“Lettering” is adding the word balloons and sound effects on top of comic book art. I letter all my comics myself. It’s actually a minor art form. I think lettering is best when it’s “invisible”, when the reader doesn’t notice it at all. And invisibility is a lot harder to achieve than it sounds.

Most comics are lettered on the computer these days– it’s a lot easier than doing it by hand. If look closely at the word balloons, you’ll see that all the “As” (or whatever) are exactly the same. There are lots and lots of computer fonts out there made to mimic hand-drawn comics lettering.

One free piece of advice is this: please, whatever you do, don’t use the font Comic Sans. I know, It’s called “Comic Sans”. You’re creating a comic. It’s already on your computer. It’s so tempting! But don’t do it, for the love of God. Just don’t.

So where to find good fonts? Check out Nate Piekos’s blambot.com for some great freeware lettering fonts. If you’re looking to “upgrade” and spend a little cash, he’s got some great pay fonts, too. Another excellent site is Comicraft’s comicbookfonts.com.

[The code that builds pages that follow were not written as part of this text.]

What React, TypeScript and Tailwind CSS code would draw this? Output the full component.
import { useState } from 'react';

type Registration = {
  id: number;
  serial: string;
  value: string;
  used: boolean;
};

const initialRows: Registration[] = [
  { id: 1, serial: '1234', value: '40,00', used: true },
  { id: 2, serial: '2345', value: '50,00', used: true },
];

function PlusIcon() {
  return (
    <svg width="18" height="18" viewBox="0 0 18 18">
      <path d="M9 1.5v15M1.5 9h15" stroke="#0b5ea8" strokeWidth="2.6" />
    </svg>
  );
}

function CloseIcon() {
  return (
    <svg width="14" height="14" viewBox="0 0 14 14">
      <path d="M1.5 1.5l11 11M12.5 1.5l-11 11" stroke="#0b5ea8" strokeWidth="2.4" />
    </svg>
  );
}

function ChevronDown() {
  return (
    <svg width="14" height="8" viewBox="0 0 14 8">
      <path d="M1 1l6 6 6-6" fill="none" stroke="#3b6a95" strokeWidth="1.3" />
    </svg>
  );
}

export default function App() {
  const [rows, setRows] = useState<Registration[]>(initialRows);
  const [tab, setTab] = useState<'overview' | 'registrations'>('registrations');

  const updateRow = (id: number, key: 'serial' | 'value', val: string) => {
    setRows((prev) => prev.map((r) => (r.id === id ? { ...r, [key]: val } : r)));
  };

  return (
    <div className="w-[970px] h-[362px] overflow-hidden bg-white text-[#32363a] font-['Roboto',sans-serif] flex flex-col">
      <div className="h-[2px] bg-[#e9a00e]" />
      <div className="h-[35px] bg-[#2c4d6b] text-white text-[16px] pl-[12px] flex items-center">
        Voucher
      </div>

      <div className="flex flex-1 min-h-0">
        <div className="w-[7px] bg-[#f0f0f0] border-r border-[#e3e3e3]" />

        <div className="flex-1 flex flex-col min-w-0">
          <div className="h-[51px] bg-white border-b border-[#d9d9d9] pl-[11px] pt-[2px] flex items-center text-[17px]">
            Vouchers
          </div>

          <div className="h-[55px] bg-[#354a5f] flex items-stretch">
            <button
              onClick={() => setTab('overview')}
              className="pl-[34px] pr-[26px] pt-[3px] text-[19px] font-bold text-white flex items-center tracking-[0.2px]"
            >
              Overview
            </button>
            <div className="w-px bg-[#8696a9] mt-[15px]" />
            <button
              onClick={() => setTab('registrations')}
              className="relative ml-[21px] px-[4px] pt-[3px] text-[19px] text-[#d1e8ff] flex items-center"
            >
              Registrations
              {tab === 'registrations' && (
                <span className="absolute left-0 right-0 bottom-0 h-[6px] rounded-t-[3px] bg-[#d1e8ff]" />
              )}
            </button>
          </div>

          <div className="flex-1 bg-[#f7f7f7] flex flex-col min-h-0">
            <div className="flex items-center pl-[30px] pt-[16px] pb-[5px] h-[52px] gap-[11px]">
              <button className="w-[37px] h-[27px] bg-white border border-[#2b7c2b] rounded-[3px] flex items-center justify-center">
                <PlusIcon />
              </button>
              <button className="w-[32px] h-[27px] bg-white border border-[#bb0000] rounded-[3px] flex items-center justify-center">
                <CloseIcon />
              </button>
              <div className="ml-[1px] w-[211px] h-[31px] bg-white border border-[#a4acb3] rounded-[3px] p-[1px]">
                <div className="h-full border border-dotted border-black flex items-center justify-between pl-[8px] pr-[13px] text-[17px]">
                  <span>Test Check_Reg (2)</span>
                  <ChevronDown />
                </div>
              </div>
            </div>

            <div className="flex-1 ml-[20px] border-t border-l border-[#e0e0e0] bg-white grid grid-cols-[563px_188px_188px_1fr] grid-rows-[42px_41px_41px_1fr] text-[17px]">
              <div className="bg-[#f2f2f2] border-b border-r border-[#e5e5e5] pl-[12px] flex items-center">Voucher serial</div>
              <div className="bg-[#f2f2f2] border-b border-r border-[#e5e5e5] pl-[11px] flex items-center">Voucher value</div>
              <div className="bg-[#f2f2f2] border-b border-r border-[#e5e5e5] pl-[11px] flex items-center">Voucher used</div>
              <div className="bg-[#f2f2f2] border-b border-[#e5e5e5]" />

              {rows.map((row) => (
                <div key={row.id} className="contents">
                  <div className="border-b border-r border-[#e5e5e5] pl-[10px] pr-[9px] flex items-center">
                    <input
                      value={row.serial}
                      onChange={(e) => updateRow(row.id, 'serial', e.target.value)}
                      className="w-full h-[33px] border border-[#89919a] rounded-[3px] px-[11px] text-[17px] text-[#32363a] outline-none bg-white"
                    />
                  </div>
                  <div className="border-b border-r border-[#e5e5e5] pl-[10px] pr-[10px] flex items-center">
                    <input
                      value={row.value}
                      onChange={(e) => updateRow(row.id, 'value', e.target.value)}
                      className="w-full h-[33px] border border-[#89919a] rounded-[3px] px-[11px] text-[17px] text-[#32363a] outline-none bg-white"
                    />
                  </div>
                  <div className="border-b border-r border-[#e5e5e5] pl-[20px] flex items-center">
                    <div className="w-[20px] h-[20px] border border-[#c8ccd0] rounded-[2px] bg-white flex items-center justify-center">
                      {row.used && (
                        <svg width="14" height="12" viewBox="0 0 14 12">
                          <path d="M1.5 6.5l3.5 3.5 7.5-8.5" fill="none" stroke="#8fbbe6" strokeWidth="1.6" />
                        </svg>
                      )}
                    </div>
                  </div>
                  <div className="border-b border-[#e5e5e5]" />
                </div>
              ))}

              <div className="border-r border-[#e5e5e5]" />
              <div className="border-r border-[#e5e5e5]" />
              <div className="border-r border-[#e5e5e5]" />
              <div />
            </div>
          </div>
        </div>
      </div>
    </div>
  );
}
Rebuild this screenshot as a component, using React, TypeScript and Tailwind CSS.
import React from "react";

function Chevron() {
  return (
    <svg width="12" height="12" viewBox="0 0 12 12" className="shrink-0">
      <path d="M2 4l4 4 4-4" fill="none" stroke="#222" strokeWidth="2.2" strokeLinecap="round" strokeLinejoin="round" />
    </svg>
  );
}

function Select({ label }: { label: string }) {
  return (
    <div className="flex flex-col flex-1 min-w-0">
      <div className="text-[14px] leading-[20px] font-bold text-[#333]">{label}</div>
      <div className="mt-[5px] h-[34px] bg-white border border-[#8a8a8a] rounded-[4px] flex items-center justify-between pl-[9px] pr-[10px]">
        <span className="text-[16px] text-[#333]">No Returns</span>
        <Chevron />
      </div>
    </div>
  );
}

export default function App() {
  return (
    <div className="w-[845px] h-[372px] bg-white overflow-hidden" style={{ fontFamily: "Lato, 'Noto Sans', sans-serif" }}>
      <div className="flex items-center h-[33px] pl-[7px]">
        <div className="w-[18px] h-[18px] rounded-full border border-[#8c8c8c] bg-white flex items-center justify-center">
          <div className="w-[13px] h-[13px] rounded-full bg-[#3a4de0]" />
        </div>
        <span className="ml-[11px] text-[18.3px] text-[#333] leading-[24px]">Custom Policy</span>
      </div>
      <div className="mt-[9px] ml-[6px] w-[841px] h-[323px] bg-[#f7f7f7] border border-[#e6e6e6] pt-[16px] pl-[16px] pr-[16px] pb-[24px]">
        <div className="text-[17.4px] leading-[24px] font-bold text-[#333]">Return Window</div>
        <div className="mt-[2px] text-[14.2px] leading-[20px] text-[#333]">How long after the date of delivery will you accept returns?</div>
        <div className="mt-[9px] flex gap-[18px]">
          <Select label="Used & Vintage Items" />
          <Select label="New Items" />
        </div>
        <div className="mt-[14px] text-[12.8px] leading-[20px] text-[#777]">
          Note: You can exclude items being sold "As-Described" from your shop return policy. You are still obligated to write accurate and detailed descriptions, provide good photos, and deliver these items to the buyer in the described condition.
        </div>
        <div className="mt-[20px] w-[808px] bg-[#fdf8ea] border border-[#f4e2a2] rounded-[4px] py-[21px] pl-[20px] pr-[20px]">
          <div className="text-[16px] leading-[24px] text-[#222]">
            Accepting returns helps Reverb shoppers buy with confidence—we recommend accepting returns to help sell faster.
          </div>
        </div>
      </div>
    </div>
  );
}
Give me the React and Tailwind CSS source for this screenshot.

You’ll probably use a program called Adobe Illustrator to letter your comics. That’s what I use. Illustrator is an amazing piece of software; technically, it’s called a “vector graphics editor”, but that’s a topic for another post. It’s expensive, and it’s worth it. You to learn the program inside and out.

To that end, there’s balloontales.com. It’s a pretty amazing site, run by the gurus at Comicraft — the same chaps who did the logo for Rex Mundi. I love that logo.

I love the Comicraft guys. The mark of a true professional is someone who’s willing to share their secrets. No one is more generous than Comicraft it comes to spreading the wealth. You can learn just about everything there is to learn about lettering from balloontales.com.